Spiegel: О, в том числе с Вилли Брандтом?

Киссинджер: Я очень уважаю Вилли Брандта.

Spiegel: Здесь мы немного удивлены, потому что несколько месяцев назад стал известен разговор между вами и Никсоном, в котором вы назвали Брандта «опасным идиотом».

Киссинджер: Вы знаете, что фразы вне контекста путают реальность. Вот люди в конце утомительного дня говорили друг с другом, отражая настроение момента, и это, вероятно, было о каком-то расхождении во мнениях, которое я даже не помню. У нас в начале были некоторые сомнения по поводу восточной политики Брандта, но потом мы очень тесно работали с ним. Спросите Эгона Бара, он скажет вам: без администрации Никсона восточная политика Брандта не достигла бы своей цели, особенно по вопросу о Берлине.

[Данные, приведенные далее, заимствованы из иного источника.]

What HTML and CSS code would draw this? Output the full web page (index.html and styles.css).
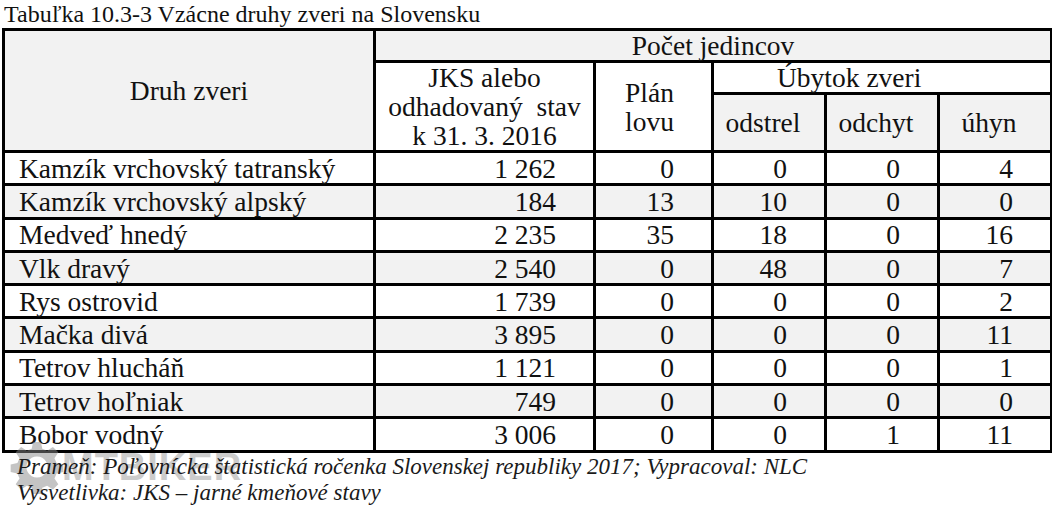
FILE: index.html
```html
<!DOCTYPE html>
<html lang="sk">
<head>
<meta charset="utf-8">
<title>Tabuľka 10.3-3</title>
<link rel="stylesheet" href="styles.css">
</head>
<body>
<div class="page">
  <div class="title">Tabuľka 10.3-3 Vzácne druhy zveri na Slovensku</div>
  <table class="t">
    <colgroup>
      <col class="c-druh"><col class="c-jks"><col class="c-plan"><col class="c-sub"><col class="c-sub"><col class="c-sub">
    </colgroup>
    <thead>
      <tr class="h1">
        <th rowspan="3" class="druh gray">Druh zveri</th>
        <th colspan="5" class="pocet gray">Počet jedincov</th>
      </tr>
      <tr class="h2">
        <th rowspan="2" class="jks">JKS alebo<br>odhadovaný&nbsp; stav<br>k 31. 3. 2016</th>
        <th rowspan="2" class="plan">Plán<br>lovu</th>
        <th colspan="3" class="ubytok">Úbytok zveri</th>
      </tr>
      <tr class="h3">
        <th class="sub gray">odstrel</th>
        <th class="sub gray">odchyt</th>
        <th class="sub gray">úhyn</th>
      </tr>
    </thead>
    <tbody>
      <tr><td class="name">Kamzík vrchovský tatranský</td><td class="num">1 262</td><td class="num">0</td><td class="num">0</td><td class="num">0</td><td class="num">4</td></tr>
      <tr class="alt"><td class="name">Kamzík vrchovský alpský</td><td class="num">184</td><td class="num">13</td><td class="num">10</td><td class="num">0</td><td class="num">0</td></tr>
      <tr><td class="name">Medveď hnedý</td><td class="num">2 235</td><td class="num">35</td><td class="num">18</td><td class="num">0</td><td class="num">16</td></tr>
      <tr class="alt"><td class="name">Vlk dravý</td><td class="num">2 540</td><td class="num">0</td><td class="num">48</td><td class="num">0</td><td class="num">7</td></tr>
      <tr><td class="name">Rys ostrovid</td><td class="num">1 739</td><td class="num">0</td><td class="num">0</td><td class="num">0</td><td class="num">2</td></tr>
      <tr class="alt"><td class="name">Mačka divá</td><td class="num">3 895</td><td class="num">0</td><td class="num">0</td><td class="num">0</td><td class="num">11</td></tr>
      <tr><td class="name">Tetrov hlucháň</td><td class="num">1 121</td><td class="num">0</td><td class="num">0</td><td class="num">0</td><td class="num">1</td></tr>
      <tr class="alt"><td class="name">Tetrov hoľniak</td><td class="num">749</td><td class="num">0</td><td class="num">0</td><td class="num">0</td><td class="num">0</td></tr>
      <tr><td class="name">Bobor vodný</td><td class="num">3 006</td><td class="num">0</td><td class="num">0</td><td class="num">1</td><td class="num">11</td></tr>
    </tbody>
  </table>
  <div class="notes">
    <p>Prameň: Poľovnícka štatistická ročenka Slovenskej republiky 2017; Vypracoval: NLC</p>
    <p>Vysvetlivka: JKS – jarné kmeňové stavy</p>
  </div>
  <div class="watermark" aria-hidden="true">
    <svg class="gear" width="54" height="54" viewBox="0 0 56 56">
      <path fill="#8a8a8a" fill-rule="evenodd" d="M24 2h8l1.5 7 5 2.2 6-4 5.6 5.6-4 6 2.2 5 7 1.5v8l-7 1.5-2.2 5 4 6-5.6 5.6-6-4-5 2.2-1.5 7h-8l-1.5-7-5-2.2-6 4-5.6-5.6 4-6-2.2-5-7-1.5v-8l7-1.5 2.2-5-4-6 5.6-5.6 6 4 5-2.2z M28 17a11 11 0 1 0 0.01 0z"/>
    </svg>
    <span class="wm-text">MTBIKER</span>
  </div>
</div>
</body>
</html>
```
FILE: styles.css
```css
html, body {
  margin: 0;
  padding: 0;
  background: #ffffff;
}

.page {
  position: relative;
  width: 1052px;
  height: 508px;
  font-family: "Liberation Serif", "Times New Roman", serif;
  color: #111;
}

.title {
  font-size: 24px;
  line-height: 28px;
  height: 28px;
  padding-left: 4px;
}

.t {
  border-collapse: collapse;
  table-layout: fixed;
  width: 1050px;
  margin-left: 2px;
  font-size: 27.5px;
}

.c-druh { width: 371px; }
.c-jks { width: 220px; }
.c-plan { width: 118px; }
.c-sub { width: 113px; }

.t th,
.t td {
  border: 3px solid #000;
  padding: 0;
  font-weight: normal;
  line-height: 29px;
  vertical-align: middle;
  white-space: nowrap;
}

.t .gray { background: #f2f2f2; }
.t .alt td { background: #f2f2f2; }

.h1 { height: 32px; }
.h2 { height: 31px; }
.h3 { height: 57px; }

.t .druh { text-align: center; }
.t .pocet { text-align: center; }
.t .jks { text-align: center; }
.t .plan { text-align: left; padding-left: 29px; }
.t .ubytok { text-align: left; padding-left: 63px; }
.t .sub { text-align: center; padding-right: 12px; }

.t tbody tr { height: 33.3px; }

.t .name {
  text-align: left;
  padding-left: 14px;
}

.t .num {
  text-align: right;
  padding-right: 37px;
}

.notes {
  position: relative;
  z-index: 2;
  padding-left: 17px;
  padding-top: 1px;
  font-style: italic;
  font-size: 23px;
  color: #1a1a1a;
}

.notes p {
  margin: 0;
  line-height: 26px;
}

.watermark {
  position: absolute;
  left: 10px;
  top: 440px;
  display: flex;
  align-items: center;
  opacity: 0.5;
  z-index: 1;
}

.wm-text {
  font-family: "Liberation Sans", Arial, sans-serif;
  font-weight: bold;
  font-size: 38px;
  color: #9a9a9a;
  margin-left: -2px;
  letter-spacing: 1px;
}
```
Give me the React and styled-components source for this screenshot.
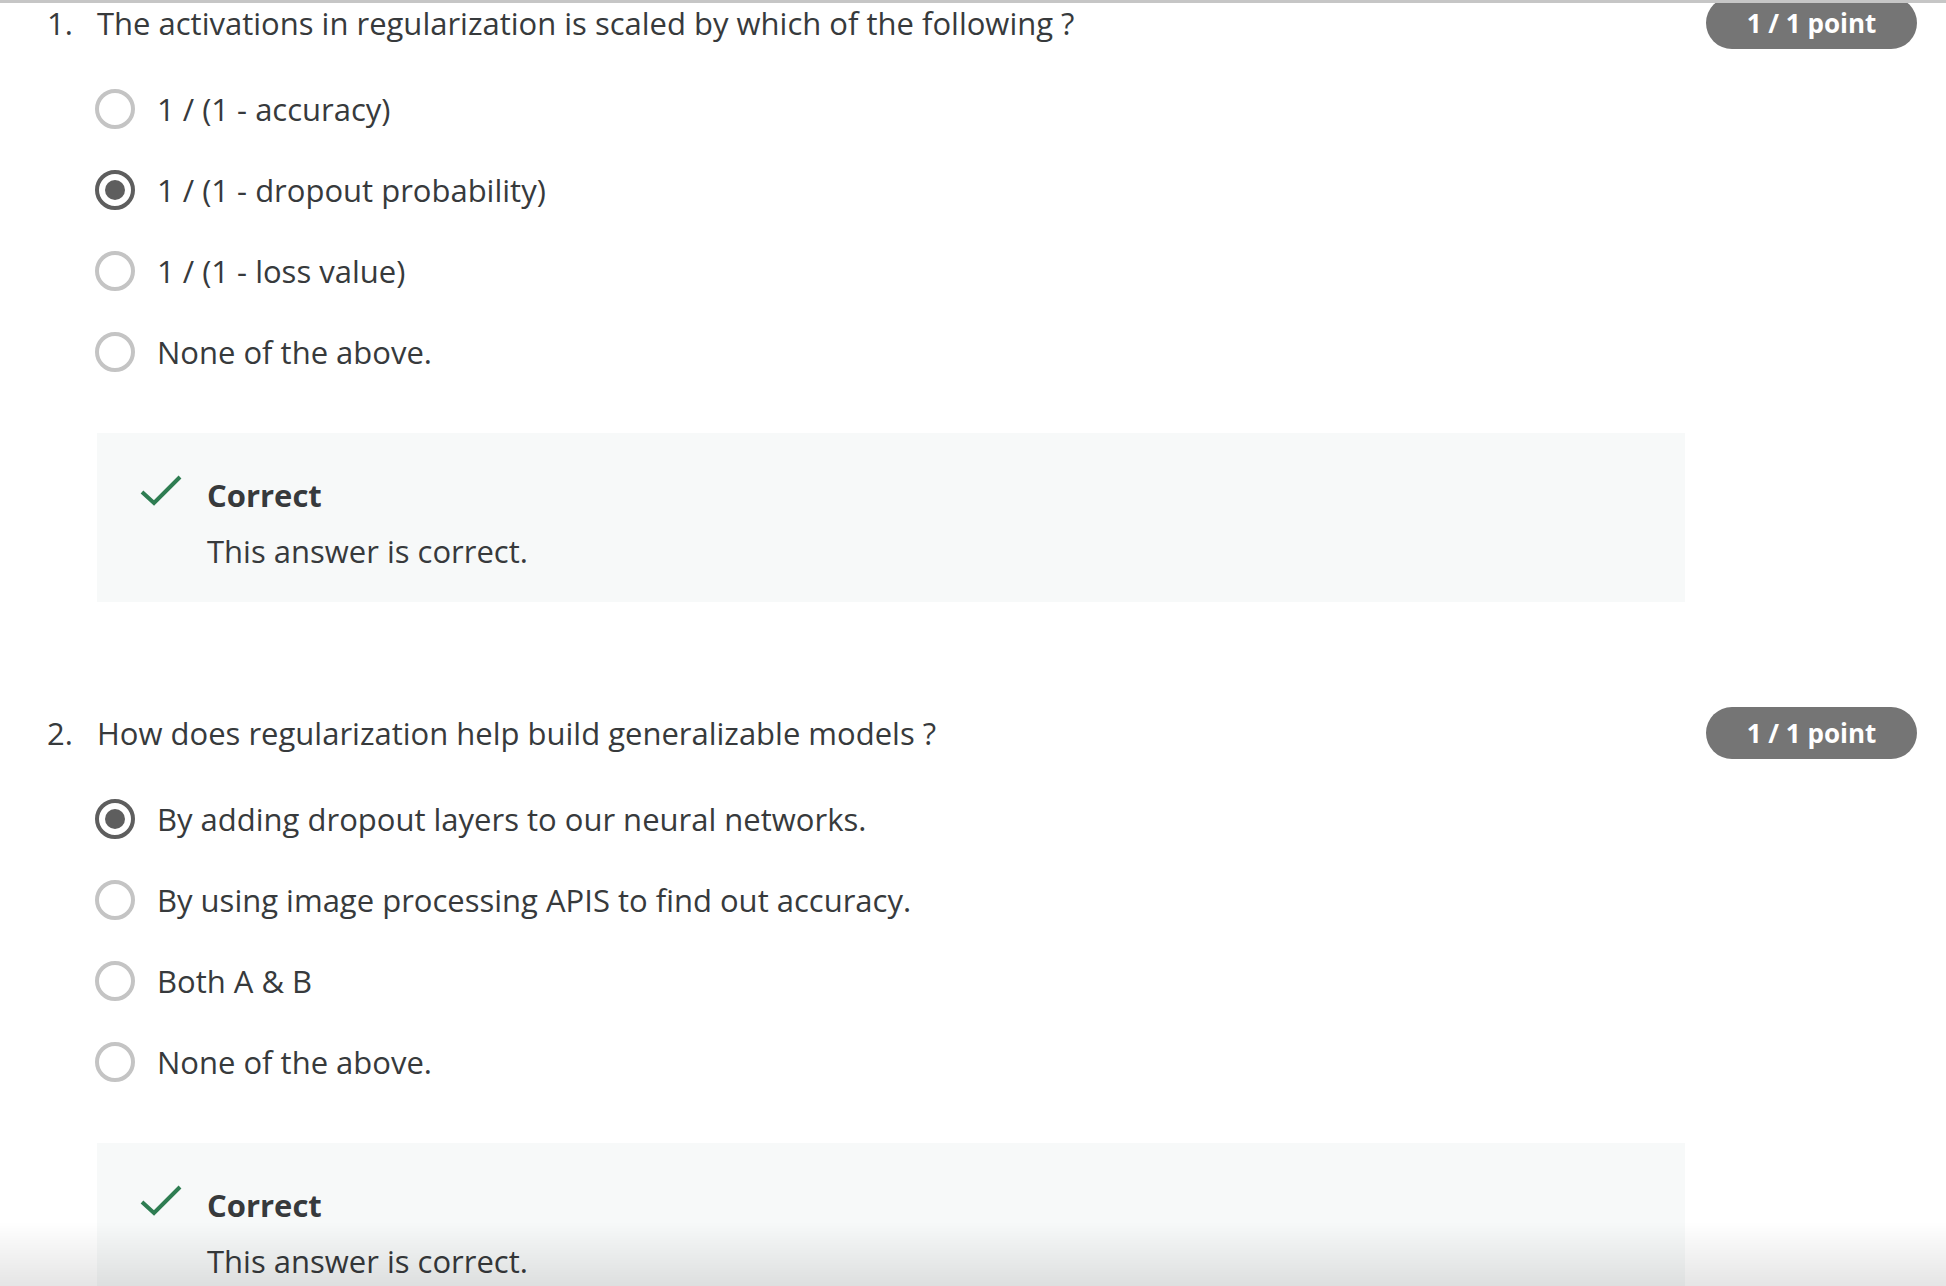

Spiegel: В Германии вы числитесь очень скандальным политиком. Когда Боннский университет захотел сохранить стул, на котором вы сидели, связав его с вашим именем, студенты протестовали. Были ли вы разочарованы, или, по крайней мере, раздражены?

Киссинджер: Я ценю честь. Я не просил об этом почете, и я был извещен о нем, когда это было сделано. Я не хочу быть объектом дискуссии, это полностью зависит от немецких агентств. Я думаю, что Германия должна делать это для себя или не делать это, исходя из собственных соображений.

Spiegel: Господин Киссинджер, мы благодарим вас за это интервью.